![]() |
TNI Berantas Terorisme |
Praktik pemberantasan terorisme selama ini dinilai ironi. Identitas Polri dan TNI seolah tertukar saat menangani teroris di lapangan.
Hal itu disampaikan Hanafi Rais, Wakil Ketua Panitia Khusus (Pansus) Revisi Undang-undang (RUU) Nomor 15 Tahun 2003 tentang Pemberantasan Tindak Pidana Terorisme.
"Ini terlihat saat Kepolisian dan TNI seolah tertukar identitasnya waktu menangani terorisme di lapangan," tutur Hanafi saat memimpin rapat di Kompleks Parlemen, Senayan, Jakarta, Kamis (20/10/2016).
Putra Amien Rais itu menuturkan, pertukaran identitas itu terlihat ketika salah satu televisi swasta menayangkan pengejaran Noordin M. Top oleh Detasemen Khusus (Densus) Antiteror 88, di Temanggung, Agustus 2009 silam.
Menurut Hanafi, saat itu yang tertangkap di benak masyarakat justru polisi sudah seperti tentara.
Mereka melakukan baku tembak layaknya sedang berada dalam peperangan untuk melumpuhkan teroris. Hal itu, kata Hanafi, beberapa kali terulang.

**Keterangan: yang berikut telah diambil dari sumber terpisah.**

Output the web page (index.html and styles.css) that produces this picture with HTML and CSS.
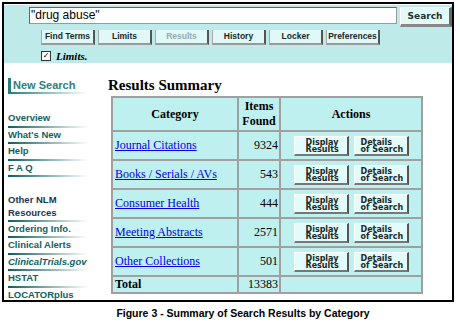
FILE: index.html
```html
<!DOCTYPE html>
<html lang="en">
<head>
	<meta charset="UTF-8">
	<title>Results Summary</title>
	<link rel="stylesheet" href="styles.css">
</head>
<body>
	<div class="frame">
		<div class="topbar">
			<div class="search-row">
				<div class="search-input">"drug abuse"</div>
				<a href="#" class="btn-search">Search</a>
			</div>
			<ul class="tabs">
				<li class="tab"><a href="#">Find Terms</a></li>
				<li class="tab"><a href="#">Limits</a></li>
				<li class="tab off"><a href="#">Results</a></li>
				<li class="tab"><a href="#">History</a></li>
				<li class="tab"><a href="#">Locker</a></li>
				<li class="tab"><a href="#">Preferences</a></li>
			</ul>
			<div class="limits-row">
				<span class="check">&#10003;</span>
				<span class="limits-label">Limits.</span>
			</div>
		</div>

		<div class="main">
			<div class="nav">
				<a href="#" class="new-search">New Search</a>
				<ul class="nav-list">
					<li class="nav-item"><a href="#">Overview</a></li>
					<li class="nav-item"><a href="#">What's New</a></li>
					<li class="nav-item"><a href="#">Help</a></li>
					<li class="nav-item"><a href="#">F A Q</a></li>
				</ul>
				<ul class="nav-list other">
					<li class="nav-item nav-head">Other NLM<br>Resources</li>
					<li class="nav-item"><a href="#">Ordering Info.</a></li>
					<li class="nav-item"><a href="#">Clinical Alerts</a></li>
					<li class="nav-item"><a href="#"><i>ClinicalTrials.gov</i></a></li>
					<li class="nav-item"><a href="#">HSTAT</a></li>
					<li class="nav-item"><a href="#">LOCATORplus</a></li>
				</ul>
			</div>

			<div class="content">
				<h1 class="title">Results Summary</h1>
				<table class="summary">
					<tr class="head">
						<th class="col-cat">Category</th>
						<th class="col-num">Items<br>Found</th>
						<th class="col-act">Actions</th>
					</tr>
					<tr>
						<td><a href="#">Journal Citations</a></td>
						<td class="num">9324</td>
						<td class="act"><a href="#" class="btn-act">Display<br>Results</a><a href="#" class="btn-act">Details<br>of Search</a></td>
					</tr>
					<tr>
						<td><a href="#">Books / Serials / AVs</a></td>
						<td class="num">543</td>
						<td class="act"><a href="#" class="btn-act">Display<br>Results</a><a href="#" class="btn-act">Details<br>of Search</a></td>
					</tr>
					<tr>
						<td><a href="#">Consumer Health</a></td>
						<td class="num">444</td>
						<td class="act"><a href="#" class="btn-act">Display<br>Results</a><a href="#" class="btn-act">Details<br>of Search</a></td>
					</tr>
					<tr>
						<td><a href="#">Meeting Abstracts</a></td>
						<td class="num">2571</td>
						<td class="act"><a href="#" class="btn-act">Display<br>Results</a><a href="#" class="btn-act">Details<br>of Search</a></td>
					</tr>
					<tr>
						<td><a href="#">Other Collections</a></td>
						<td class="num">501</td>
						<td class="act"><a href="#" class="btn-act">Display<br>Results</a><a href="#" class="btn-act">Details<br>of Search</a></td>
					</tr>
					<tr class="total">
						<td><b>Total</b></td>
						<td class="num">13383</td>
						<td></td>
					</tr>
				</table>
			</div>
		</div>
	</div>
	<p class="caption">Figure 3 - Summary of Search Results by Category</p>
</body>
</html>
```

FILE: styles.css
```css
body{margin: 0; background: #fff; font-family: "Liberation Sans", Arial, sans-serif;}
ul{list-style: none; padding: 0; margin: 0;}
a{text-decoration: none;}

.frame{
	margin: 2px 0 0 2px; width: 448px; height: 296px;
	border: 2px solid #000; overflow: hidden;
}

/* top search band */
.topbar{
	background: #bfeaea; height: 58px; margin-top: 1px; padding: 2px 0 0 25px; box-sizing: border-box;
}
.search-row{display: flex; align-items: flex-start; gap: 3px;}
.search-input{
	width: 368px; height: 17px; box-sizing: border-box; background: #fff;
	border: 1px solid #999; border-top-color: #666; border-left-color: #666;
	font-size: 12px; line-height: 15px; padding-left: 1px; color: #000;
}
.btn-search{
	display: block; width: 52px; height: 20px; box-sizing: border-box;
	background: #e2fafa; border-right: 3px solid #666; border-bottom: 3px solid #888;
	border-left: 1px solid #fff; border-top: 1px solid #fff;
	font: bold 9px/17px "DejaVu Sans", sans-serif; color: #1a3333; text-align: center;
}
.tabs{display: flex; gap: 3px; margin: 3px 0 0 12px;}
.tab a{
	display: block; width: 54px; height: 15px; box-sizing: border-box;
	background: #e0f8f8; border-right: 2px solid #555; border-bottom: 2px solid #999;
	border-left: 1px solid #aaa;
	font: bold 8.5px/13px "Liberation Sans", Arial, sans-serif; color: #1a2a2a; text-align: center;
}
.tab.off a{color: #9aa;}
.limits-row{display: flex; align-items: center; gap: 5px; margin: 5px 0 0 12px; height: 12px;}
.check{
	width: 8px; height: 8px; border: 1px solid #333; background: #fff;
	font: bold 8px/8px "DejaVu Sans", sans-serif; text-align: center; color: #000;
}
.limits-label{font: italic bold 11px "Liberation Serif", serif; color: #000;}

/* body area */
.main{display: flex;}
.nav{width: 100px; padding: 15px 0 0 4px; box-sizing: border-box;}
.new-search{
	display: block; width: 80px; height: 16px; box-sizing: border-box;
	border-left: 3px solid #2c7f7f; padding-left: 2px;
	background: linear-gradient(to right, #2c7f7f, #fff) no-repeat left bottom / 100% 2px;
	font: bold 11px/14px "Liberation Sans", Arial, sans-serif; color: #2c7f7f;
}
.nav-list{margin-top: 17px;}
.nav-list.other{margin-top: 16px;}
.nav-item{
	width: 80px; padding-bottom: 2.5px;
	background: linear-gradient(to right, #0d5f5f, #fff) no-repeat left bottom / 100% 2px;
	font: bold 9.5px/14px "Liberation Sans", Arial, sans-serif;
}
.nav-item a{color: #125f5f;}
.nav-head{color: #1a3559; line-height: 13px;}

.content{padding-left: 4px;}
.title{font: bold 15px/16px "Liberation Serif", serif; margin: 14px 0 3px 0; color: #000;}
.summary{
	border-collapse: collapse; width: 312px; margin-left: 3px;
	background: #bff0f0; border: 2px solid #a0a0a0;
	font: 12px "Liberation Serif", serif;
}
.summary th, .summary td{border: 2px solid #a0a0a0; padding: 0 2px;}
.summary th{font-weight: bold; height: 32px; line-height: 15px;}
.col-cat{width: 120px;}
.col-num{width: 36px;}
.summary td{height: 27px;}
.summary td a{color: #00e; text-decoration: underline;}
.summary .num{text-align: right; padding-right: 1px;}
.summary .total td{height: 15px; line-height: 13px;}
.act{text-align: center; font-size: 0;}
.btn-act{
	display: inline-block; width: 55px; height: 20px; box-sizing: border-box; vertical-align: middle;
	background: #e2fbfb; border-right: 2px solid #555; border-bottom: 2px solid #777;
	border-left: 1px solid #fff; border-top: 1px solid #fff;
	font: bold 8px/7.5px "DejaVu Sans", sans-serif; color: #1a2a2a; text-align: left;
	padding: 2px 0 0 11px;
}
.btn-act + .btn-act{margin-left: 5px; padding-left: 6px;}
.summary td a.btn-act{text-decoration: none; color: #1a2a2a;}

.caption{
	margin: 5px 0 0 0; padding-left: 26px; text-align: center;
	font: bold 10.5px "Liberation Sans", Arial, sans-serif; color: #000;
}
```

Dalam penangkapan berikutnya Densus 88 juga terlihat kembali melakukan baku tembak.
"Dulu sebelum ada UU Nomor 15 Tahun 2003, polisi selalu berhasil menangkap dan memproses secara hukum para pelaku. Sekarang sejak ada UU malah semakin sedikit yang diproses hukum karena sudah mati saat ditangkap," ujar Hanafi.
Sementara itu, justru hal sebaliknya terjadi di TNI. Hanafi mengatakan, sekarang TNI justru yang bergaya sipil ala polisi. Hal itu terlihat saat TNI menangkap istri Santoso.
Saat itu, tentara yang terlibat Satgas Tinombala justru menerapkan penanganan pelaku kejahatan secara sipil.
"Lucu saja rasanya waktu menangkap istri Santoso, TNI tidak melakukan perlawanan fisik meski dia membawa senjata. Tapi toh TNI menangkap tanpa perlawanan dan segera menyerahkan ke polisi," kata Hanafi.
"Ini namanya polisi kemiliter-militeran, dan di satu sisi TNI kepolisi-polisian. Ini identitasnya malah tertukar antara Kepolisian dan TNI," ujar Hanafi lantas disambut tawa oleh peserta rapat lainnya.
Saat uji kepatutan dan kelayakannya sebagai calon kepala Polri di Komisi III DPR, Tito mengatakan, pihaknya ingin membawa para tersangka teroris ke pengadilan untuk diadili.
Namun, polisi terkadang terpaksa melakukan tindakan yang menewaskan terduga teroris. Jika tidak, nyawa polisi dan masyarakat yang menjadi ancaman.
Tito menjelaskan, jumlah terduga teroris yang tewas meningkat pascabom Bali. Sebelum bom Bali, polisi belum menjadi target serangan teroris.
Namun, setelah rentetan penangkapan para tersangka teroris pascabom Bali, polisi mulai menjadi sasaran aksi balas dendam kelompok teroris.
"Pada saat yang bersangkutan mau ditangkap, mereka membahayakan petugas atau masyarakat umum," kata Tito.